Take, for example, the apparent outpouring of social media outrage directed at Nike after its support of Colin Kaepernick, the NFL quarterback who, in 2016, knelt during the national anthem, which briefly affected the company's stock.

  • In a just-published report on the topic, Morpheus describes a network of politically motivated actors tweeting from a cue card provided by a shadowy group named “The New Movement.” Their actions, Morpheus suggests, moved the needle of public sentiment by mimicking a unified voice of dissent.
  • When I called the number listed on The New Movement's website, I spoke with a man who identified himself as Tony Valenzuela from Tucson, Arizona, who said he and two other volunteers started the group out of frustration with advertisers that were pulling their money from conservative media giants like Bill O'Reilly and Sean Hannity.
  • He said he has legitimate followers and that his goal is to hit back against left-leaning groups like Sleeping Giants, which encourages people to publicly shame advertisers into pulling their banners from Breitbart News.

It’s not clear who is right about the anti-Nike protest — whether it was a manipulative influence campaign or a grassroots marshaling of conservative grievances.

So where is the line between authentic political organizing and illegitimate campaigns?
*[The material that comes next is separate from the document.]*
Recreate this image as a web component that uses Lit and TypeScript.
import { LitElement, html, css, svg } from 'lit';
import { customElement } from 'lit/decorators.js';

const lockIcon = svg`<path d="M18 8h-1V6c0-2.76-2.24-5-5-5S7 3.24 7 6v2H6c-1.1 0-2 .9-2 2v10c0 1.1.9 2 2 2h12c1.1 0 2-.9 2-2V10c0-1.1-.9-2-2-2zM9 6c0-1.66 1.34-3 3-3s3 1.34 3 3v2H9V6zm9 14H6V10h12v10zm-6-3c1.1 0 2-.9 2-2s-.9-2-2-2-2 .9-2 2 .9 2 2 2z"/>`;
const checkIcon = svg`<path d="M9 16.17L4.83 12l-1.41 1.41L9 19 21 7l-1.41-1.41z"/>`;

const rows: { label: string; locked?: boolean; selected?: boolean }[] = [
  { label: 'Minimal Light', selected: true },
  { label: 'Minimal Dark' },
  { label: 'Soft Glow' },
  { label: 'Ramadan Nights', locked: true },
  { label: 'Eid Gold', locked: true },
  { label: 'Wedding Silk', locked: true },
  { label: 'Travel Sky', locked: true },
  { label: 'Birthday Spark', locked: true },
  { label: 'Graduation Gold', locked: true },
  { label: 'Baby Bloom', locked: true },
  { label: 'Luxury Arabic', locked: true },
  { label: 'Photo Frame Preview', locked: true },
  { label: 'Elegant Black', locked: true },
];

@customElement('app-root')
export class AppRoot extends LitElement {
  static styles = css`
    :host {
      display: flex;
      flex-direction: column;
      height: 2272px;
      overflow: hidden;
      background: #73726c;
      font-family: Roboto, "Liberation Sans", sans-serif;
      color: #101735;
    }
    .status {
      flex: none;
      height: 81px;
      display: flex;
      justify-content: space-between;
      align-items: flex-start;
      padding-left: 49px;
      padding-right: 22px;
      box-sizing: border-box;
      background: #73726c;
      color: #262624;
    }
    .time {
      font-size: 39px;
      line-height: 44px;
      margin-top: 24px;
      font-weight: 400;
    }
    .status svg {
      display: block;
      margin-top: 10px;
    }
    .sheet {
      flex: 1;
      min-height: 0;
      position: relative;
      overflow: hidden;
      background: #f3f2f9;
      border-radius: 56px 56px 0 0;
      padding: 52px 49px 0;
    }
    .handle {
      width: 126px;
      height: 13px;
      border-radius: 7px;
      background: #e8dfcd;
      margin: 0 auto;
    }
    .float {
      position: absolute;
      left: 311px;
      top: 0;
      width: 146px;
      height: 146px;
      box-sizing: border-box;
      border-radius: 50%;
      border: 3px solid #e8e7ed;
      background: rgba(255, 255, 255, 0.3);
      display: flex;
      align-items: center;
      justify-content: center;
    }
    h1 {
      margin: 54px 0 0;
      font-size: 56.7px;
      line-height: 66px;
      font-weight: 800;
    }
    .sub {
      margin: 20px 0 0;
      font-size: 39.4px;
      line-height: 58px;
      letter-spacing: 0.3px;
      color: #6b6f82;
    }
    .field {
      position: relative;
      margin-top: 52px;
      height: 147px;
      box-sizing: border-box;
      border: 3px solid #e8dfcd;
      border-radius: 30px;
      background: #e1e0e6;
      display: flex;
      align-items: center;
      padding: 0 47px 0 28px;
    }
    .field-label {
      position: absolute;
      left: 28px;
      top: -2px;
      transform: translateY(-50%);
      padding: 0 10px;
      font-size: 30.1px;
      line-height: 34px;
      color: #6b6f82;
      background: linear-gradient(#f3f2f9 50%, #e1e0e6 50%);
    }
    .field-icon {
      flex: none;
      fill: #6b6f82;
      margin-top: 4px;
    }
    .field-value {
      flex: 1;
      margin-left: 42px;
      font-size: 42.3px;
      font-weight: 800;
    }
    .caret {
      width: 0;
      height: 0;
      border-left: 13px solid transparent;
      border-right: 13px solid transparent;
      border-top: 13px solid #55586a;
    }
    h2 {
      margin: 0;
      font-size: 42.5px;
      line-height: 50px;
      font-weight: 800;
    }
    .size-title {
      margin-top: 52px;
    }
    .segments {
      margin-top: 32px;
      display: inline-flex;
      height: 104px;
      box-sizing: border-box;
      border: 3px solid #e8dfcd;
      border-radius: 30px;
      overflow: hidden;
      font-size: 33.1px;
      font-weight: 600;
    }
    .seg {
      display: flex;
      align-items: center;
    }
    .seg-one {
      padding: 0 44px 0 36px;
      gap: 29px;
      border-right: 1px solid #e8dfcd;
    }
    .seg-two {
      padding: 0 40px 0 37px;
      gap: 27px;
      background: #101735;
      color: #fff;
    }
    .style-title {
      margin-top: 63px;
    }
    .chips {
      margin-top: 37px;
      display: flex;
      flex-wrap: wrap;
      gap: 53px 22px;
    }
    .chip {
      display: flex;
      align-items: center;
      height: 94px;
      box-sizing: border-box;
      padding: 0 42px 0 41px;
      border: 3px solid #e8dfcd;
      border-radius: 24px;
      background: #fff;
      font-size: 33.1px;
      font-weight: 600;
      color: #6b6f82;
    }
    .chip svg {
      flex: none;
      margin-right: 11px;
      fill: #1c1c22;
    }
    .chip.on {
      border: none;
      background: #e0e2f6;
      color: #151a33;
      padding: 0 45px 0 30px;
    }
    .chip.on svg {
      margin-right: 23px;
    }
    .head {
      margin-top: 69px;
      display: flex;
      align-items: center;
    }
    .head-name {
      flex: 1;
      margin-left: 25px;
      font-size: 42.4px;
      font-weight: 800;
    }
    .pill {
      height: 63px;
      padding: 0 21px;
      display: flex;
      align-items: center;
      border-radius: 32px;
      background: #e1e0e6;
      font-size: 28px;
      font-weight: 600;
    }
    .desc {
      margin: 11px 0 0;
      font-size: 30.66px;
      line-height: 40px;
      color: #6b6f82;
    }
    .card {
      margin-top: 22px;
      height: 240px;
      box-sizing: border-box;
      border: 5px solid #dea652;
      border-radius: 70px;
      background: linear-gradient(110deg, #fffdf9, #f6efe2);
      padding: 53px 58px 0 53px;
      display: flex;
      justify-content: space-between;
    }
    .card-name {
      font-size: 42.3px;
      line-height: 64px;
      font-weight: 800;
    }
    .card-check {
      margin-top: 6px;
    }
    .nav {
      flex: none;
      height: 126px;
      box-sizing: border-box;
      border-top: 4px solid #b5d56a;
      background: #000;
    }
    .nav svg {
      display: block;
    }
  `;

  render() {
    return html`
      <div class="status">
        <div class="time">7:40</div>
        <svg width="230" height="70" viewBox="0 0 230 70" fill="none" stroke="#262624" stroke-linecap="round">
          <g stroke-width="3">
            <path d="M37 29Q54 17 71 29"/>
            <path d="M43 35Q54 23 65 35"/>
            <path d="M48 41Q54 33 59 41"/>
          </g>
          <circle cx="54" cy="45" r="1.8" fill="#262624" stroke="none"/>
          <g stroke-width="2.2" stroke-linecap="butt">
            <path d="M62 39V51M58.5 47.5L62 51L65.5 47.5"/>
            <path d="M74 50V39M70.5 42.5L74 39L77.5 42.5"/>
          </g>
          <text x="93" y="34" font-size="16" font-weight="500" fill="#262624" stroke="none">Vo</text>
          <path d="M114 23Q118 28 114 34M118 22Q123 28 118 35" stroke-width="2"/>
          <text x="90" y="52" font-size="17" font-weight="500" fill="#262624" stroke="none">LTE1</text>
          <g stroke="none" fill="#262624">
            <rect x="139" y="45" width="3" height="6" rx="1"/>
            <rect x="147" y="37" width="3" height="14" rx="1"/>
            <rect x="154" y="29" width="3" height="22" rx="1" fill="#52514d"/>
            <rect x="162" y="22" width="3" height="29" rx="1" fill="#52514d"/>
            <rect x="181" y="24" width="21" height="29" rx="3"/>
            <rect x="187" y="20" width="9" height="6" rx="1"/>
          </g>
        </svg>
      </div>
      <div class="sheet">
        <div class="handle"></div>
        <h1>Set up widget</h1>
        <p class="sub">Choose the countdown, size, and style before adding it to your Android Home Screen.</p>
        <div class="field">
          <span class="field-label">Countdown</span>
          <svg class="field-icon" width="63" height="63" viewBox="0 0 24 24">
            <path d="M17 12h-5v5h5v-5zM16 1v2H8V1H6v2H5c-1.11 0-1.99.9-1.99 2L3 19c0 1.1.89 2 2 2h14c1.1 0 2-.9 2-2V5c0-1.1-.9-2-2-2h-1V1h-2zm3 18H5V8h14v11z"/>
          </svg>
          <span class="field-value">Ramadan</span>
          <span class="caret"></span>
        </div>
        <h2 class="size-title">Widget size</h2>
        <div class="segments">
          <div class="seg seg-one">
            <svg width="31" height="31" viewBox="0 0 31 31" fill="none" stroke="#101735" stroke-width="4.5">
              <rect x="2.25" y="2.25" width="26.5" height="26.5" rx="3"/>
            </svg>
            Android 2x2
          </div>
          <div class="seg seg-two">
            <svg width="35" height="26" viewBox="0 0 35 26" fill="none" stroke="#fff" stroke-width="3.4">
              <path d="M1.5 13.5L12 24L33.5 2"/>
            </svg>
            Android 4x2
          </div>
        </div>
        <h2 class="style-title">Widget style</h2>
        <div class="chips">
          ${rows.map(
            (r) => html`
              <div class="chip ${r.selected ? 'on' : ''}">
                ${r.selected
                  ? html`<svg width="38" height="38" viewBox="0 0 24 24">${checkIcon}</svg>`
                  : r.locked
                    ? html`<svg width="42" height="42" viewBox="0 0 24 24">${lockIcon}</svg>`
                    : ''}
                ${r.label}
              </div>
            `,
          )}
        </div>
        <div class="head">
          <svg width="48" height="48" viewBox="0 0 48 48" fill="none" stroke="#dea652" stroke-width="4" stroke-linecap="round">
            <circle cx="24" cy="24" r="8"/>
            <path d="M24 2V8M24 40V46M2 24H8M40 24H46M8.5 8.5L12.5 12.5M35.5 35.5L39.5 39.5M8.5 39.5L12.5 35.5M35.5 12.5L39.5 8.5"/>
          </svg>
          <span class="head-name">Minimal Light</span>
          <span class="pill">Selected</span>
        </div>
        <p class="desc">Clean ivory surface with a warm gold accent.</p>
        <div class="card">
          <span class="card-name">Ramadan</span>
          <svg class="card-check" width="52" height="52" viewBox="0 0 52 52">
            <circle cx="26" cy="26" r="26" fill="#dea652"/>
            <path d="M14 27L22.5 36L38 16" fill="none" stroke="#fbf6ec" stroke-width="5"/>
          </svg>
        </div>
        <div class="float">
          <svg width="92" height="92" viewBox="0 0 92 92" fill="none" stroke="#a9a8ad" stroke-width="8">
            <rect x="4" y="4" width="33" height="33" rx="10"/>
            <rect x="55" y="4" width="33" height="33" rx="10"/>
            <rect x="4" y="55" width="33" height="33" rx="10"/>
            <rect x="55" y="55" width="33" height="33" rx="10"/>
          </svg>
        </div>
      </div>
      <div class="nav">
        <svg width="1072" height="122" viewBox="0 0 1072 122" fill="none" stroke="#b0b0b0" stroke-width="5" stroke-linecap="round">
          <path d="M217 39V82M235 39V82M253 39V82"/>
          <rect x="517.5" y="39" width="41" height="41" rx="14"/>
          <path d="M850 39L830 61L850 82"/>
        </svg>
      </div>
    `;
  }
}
Morpheus and New Knowledge say transparency is the essential differentiator.

  • “It’s something akin to the way that traditionally in the media we insist that advertising declare itself as advertising,” Matney says. “That’s not what’s happening here.”
  • “When there is an intentional difference between how a post would be perceived by a layman glancing at it and how an expert analyzing it using sophisticated tools would perceive it — then it is a part of an influence operation,” says Reshef.
  • Both said they would never get in the way of a real social movement.

What’s next: Increasingly sophisticated tools mean that more influence campaigns targeting companies are probably just around the corner, making the need to cull the genuine from the fake more pressing.